** begin AVAILABLE DATA **

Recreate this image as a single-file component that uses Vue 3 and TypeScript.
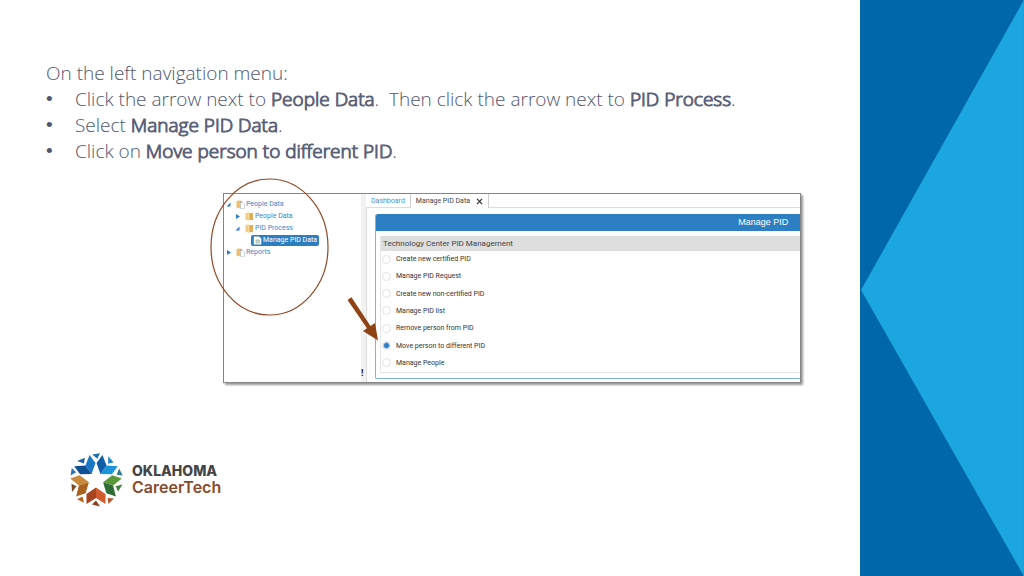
<script setup lang="ts">
import { ref } from 'vue'

interface TreeNode {
  label: string
  level: number
  arrow: 'open' | 'closed' | 'none'
  icon: 'group' | 'folder' | 'page'
}

const nodes: TreeNode[] = [
  { label: 'People Data', level: 0, arrow: 'open', icon: 'group' },
  { label: 'People Data', level: 1, arrow: 'closed', icon: 'folder' },
  { label: 'PID Process', level: 1, arrow: 'open', icon: 'folder' },
  { label: 'Manage PID Data', level: 2, arrow: 'none', icon: 'page' },
  { label: 'Reports', level: 0, arrow: 'closed', icon: 'group' },
]

const options: string[] = [
  'Create new certified PID',
  'Manage PID Request',
  'Create new non-certified PID',
  'Manage PID list',
  'Remove person from PID',
  'Move person to different PID',
  'Manage People',
]
const selected = ref('Move person to different PID')

const petals = [
  { angle: 0, dark: '#a8431f', light: '#cf5a2b', chip: '#8a3c1e', chip2: '#b5582d' },
  { angle: 72, dark: '#c98a3c', light: '#a8641f', chip: '#7a4a22', chip2: '#b5651d' },
  { angle: 144, dark: '#1b78c4', light: '#0f4f93', chip: '#1f5f9e', chip2: '#2b74b8' },
  { angle: 216, dark: '#1d95da', light: '#0e5fa8', chip: '#1c86cc', chip2: '#1a6fae' },
  { angle: 288, dark: '#2f6b34', light: '#5a983c', chip: '#3f7f3a', chip2: '#2f7a8c' },
]
</script>

<template>
  <div class="slide">
    <main class="content">
      <section class="instructions">
        <p>On the left navigation menu:</p>
        <ul>
          <li>Click the arrow next to <b>People Data</b>.&nbsp; Then click the arrow next to <b>PID Process</b>.</li>
          <li>Select <b>Manage PID Data</b>.</li>
          <li>Click on <b>Move person to different PID</b>.</li>
        </ul>
      </section>

      <section class="frame">
        <nav class="tree">
          <a v-for="(n, i) in nodes" :key="i" href="#" class="node" :class="'level' + n.level">
            <svg class="caret" viewBox="0 0 5 5">
              <path v-if="n.arrow === 'closed'" d="M1 0L5 2.5L1 5z" />
              <path v-else-if="n.arrow === 'open'" d="M4.5 .5V4.5H.5z" />
            </svg>
            <span class="item" :class="{ current: n.icon === 'page' }">
              <svg class="glyph" viewBox="0 0 9 9">
                <template v-if="n.icon === 'group'">
                  <path d="M.5 1L3.500 .3V8.500L.5 7.500z" fill="#eebf6c" />
                  <path d="M3.500 .8H6V8H3.500z" fill="#dba85a" />
                  <path d="M4.500 2.500H7L8.500 4V8.600H4.500z" fill="#fff" stroke="#a9b8c8" stroke-width=".6" />
                </template>
                <template v-else-if="n.icon === 'folder'">
                  <path d="M.5 1L4 .3V8.700L.5 7.700z" fill="#f2cd86" />
                  <path d="M4 1H8V8H4z" fill="#dfae55" />
                  <path d="M4 1V8" stroke="#fbe6b8" stroke-width=".8" />
                </template>
                <template v-else>
                  <path d="M.8 .5H6L8.300 2.500V8.500H.8z" fill="#fff" />
                  <path d="M3 4H6.500V7H3z" fill="#cfe0c0" stroke="#8fa3a8" stroke-width=".6" />
                </template>
              </svg>
              <span class="name">{{ n.label }}</span>
            </span>
          </a>
        </nav>
        <div class="splitter">!</div>
        <div class="work">
          <div class="tabs">
            <button type="button" class="tab">Dashboard</button>
            <button type="button" class="tab active">
              Manage PID Data
              <svg class="close" viewBox="0 0 7 7"><path d="M1 .8L6.200 6.200M6 .8L1 6.200" /></svg>
            </button>
            <span class="rest"></span>
          </div>
          <div class="pane">
            <div class="panel">
              <h1>Manage PID</h1>
              <div class="group">
                <h2>Technology Center PID Management</h2>
                <div class="options">
                  <label v-for="o in options" :key="o">
                    <input v-model="selected" type="radio" name="action" :value="o" />{{ o }}
                  </label>
                </div>
              </div>
            </div>
          </div>
        </div>
        <svg class="marks" viewBox="0 0 170 180">
          <ellipse cx="59.500" cy="69" rx="58.500" ry="68" fill="none" stroke="#8f4a28" stroke-width="1.200" />
          <path d="M137.500 122L141.500 119.200L160.500 148L165 145L168 162.500L153 153L157 150.200z" fill="#8f4314" />
        </svg>
      </section>

      <footer class="brand">
        <svg class="star" viewBox="-27 -27 54 54">
          <g v-for="p in petals" :key="p.angle" :transform="`rotate(${p.angle})`">
            <path d="M0 7.500L-9.500 14V24L0 18z" :fill="p.dark" />
            <path d="M0 7.500L9.500 14V24L0 18z" :fill="p.light" />
            <path d="M-4 24.500L0 20.500L4 26.500z" :fill="p.chip" />
            <path d="M11.500 18L18 18.500L12.500 24z" :fill="p.chip2" />
          </g>
        </svg>
        <div class="wordmark"><strong>OKLAHOMA</strong><span>CareerTech</span></div>
      </footer>
    </main>
    <svg class="side" viewBox="0 0 164 576" preserveAspectRatio="none">
      <path d="M0 0H164V576H0z" fill="#0067ab" />
      <path d="M164 0V576L1 290z" fill="#1ba6df" />
    </svg>
  </div>
</template>

<style>
body { margin: 0; background: #fff; }
</style>

<style scoped>
.slide { display: flex; min-height: 100vh; font-family: Roboto, "Liberation Sans", sans-serif; }
.content { flex: 1; min-width: 0; padding: 60px 59px 0 46px; box-sizing: border-box; }
.side { width: 16vw; height: 100vh; flex: none; }

.instructions { color: #50566f; font: 300 19px/26px "Open Sans", sans-serif; white-space: nowrap; }
.instructions p, .instructions ul { margin: 0; padding: 0; }
.instructions ul { list-style: none; }
.instructions li { display: flex; white-space: pre; }
.instructions li::before { content: "•"; width: 29px; flex: none; font-family: "Liberation Sans", sans-serif; }
.instructions b { font-weight: 300; -webkit-text-stroke: 1px #5c627a; }

.frame {
  position: relative; display: flex; height: 188px; margin: 29px 0 0 177px;
  border: 1px solid #858585; background: #fff; box-shadow: 2px 2px 2px #999;
}
.tree { width: 137px; padding-top: 4px; flex: none; }
.node { display: flex; align-items: center; height: 12px; color: #3a87c8; font-size: 7px; line-height: 12px; text-decoration: none; white-space: nowrap; }
.level0 { padding-left: 2px; }
.level1 { padding-left: 11px; }
.level2 { padding-left: 18px; }
.caret { width: 5px; height: 5px; fill: #2f80c3; }
.item { display: flex; align-items: center; gap: 1px; margin-left: 5px; }
.glyph { width: 9px; height: 9px; }
.current { margin-left: 4px; padding: 0 2px; gap: 1px; height: 11px; border-radius: 2px; background: #2b7fc0; color: #fff; }
.current .name { line-height: 11px; }

.splitter { width: 5px; flex: none; display: flex; align-items: flex-end; background: #f2f2f2; color: #111; font-size: 9px; line-height: 18px; font-weight: 700; }
.work { flex: 1; min-width: 0; display: flex; flex-direction: column; }
.tabs { display: flex; height: 14px; }
.tab { display: flex; align-items: center; gap: 6px; padding: 0 5px; margin: 0; border: 0; border-bottom: 1px solid #ddd; background: #fff; color: #4a93cf; font: 7px/12px Roboto, "Liberation Sans", sans-serif; white-space: nowrap; }
.tab.active { border: 1px solid #ccc; border-width: 0 1px; color: #444; }
.rest { flex: 1; border-bottom: 1px solid #ddd; }
.close { width: 7px; height: 7px; fill: none; stroke: #333; stroke-width: 1.2; }
.pane { flex: 1; padding: 6px 0 3px 8px; border-left: 1px solid #ddd; }
.panel { height: 100%; box-sizing: border-box; border: solid #7db5de; border-width: 0 0 1px 1px; border-radius: 2px 0 0 2px; }
h1 { margin: 0; padding-right: 12px; background: #2b7fc2; color: #fff; font: 400 9px/17px "Liberation Sans", Arial, sans-serif; text-align: right; border-radius: 2px 0 0 0; }
.group { margin: 5px 0 0 4px; padding-bottom: 1px; border: solid #e6e6e6; border-width: 0 0 1px 1px; }
h2 { margin: 0; padding-left: 2px; background: #dedede; color: #444; font-size: 8px; line-height: 15px; font-weight: 400; }
.options { display: flex; flex-direction: column; justify-content: space-between; height: 120px; }
label { display: flex; align-items: center; gap: 5px; height: 16px; padding-left: 1px; color: #333; font-size: 7px; line-height: 16px; }
input { appearance: none; width: 9px; height: 9px; margin: 0; border: 1px solid #e2e2e2; border-radius: 50%; background: #fff; }
input:checked { background: radial-gradient(circle, #2f80c3 2px, #a9cde9 3px, #fff 4px); }
.marks { position: absolute; left: -14px; top: -16px; width: 170px; height: 180px; pointer-events: none; }

.brand { display: flex; align-items: center; gap: 9px; margin: 70px 0 0 23px; }
.star { width: 54px; height: 54px; }
.wordmark { display: flex; flex-direction: column; padding-bottom: 3px; font: 600 16px/16px Inter, sans-serif; color: #8a4a2b; }
.wordmark strong { font-size: 14px; font-weight: 800; color: #454545; }
</style>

** end AVAILABLE DATA **

REQUIREMENT = Repeat only what lies between the start of the data and the end of the line containing "const selected = ref('Move", exactly, with pictures left out.

ANSWER TO THE EXERCISE =
Recreate this image as a single-file component that uses Vue 3 and TypeScript.
<script setup lang="ts">
import { ref } from 'vue'

interface TreeNode {
  label: string
  level: number
  arrow: 'open' | 'closed' | 'none'
  icon: 'group' | 'folder' | 'page'
}

const nodes: TreeNode[] = [
  { label: 'People Data', level: 0, arrow: 'open', icon: 'group' },
  { label: 'People Data', level: 1, arrow: 'closed', icon: 'folder' },
  { label: 'PID Process', level: 1, arrow: 'open', icon: 'folder' },
  { label: 'Manage PID Data', level: 2, arrow: 'none', icon: 'page' },
  { label: 'Reports', level: 0, arrow: 'closed', icon: 'group' },
]

const options: string[] = [
  'Create new certified PID',
  'Manage PID Request',
  'Create new non-certified PID',
  'Manage PID list',
  'Remove person from PID',
  'Move person to different PID',
  'Manage People',
]
const selected = ref('Move person to different PID')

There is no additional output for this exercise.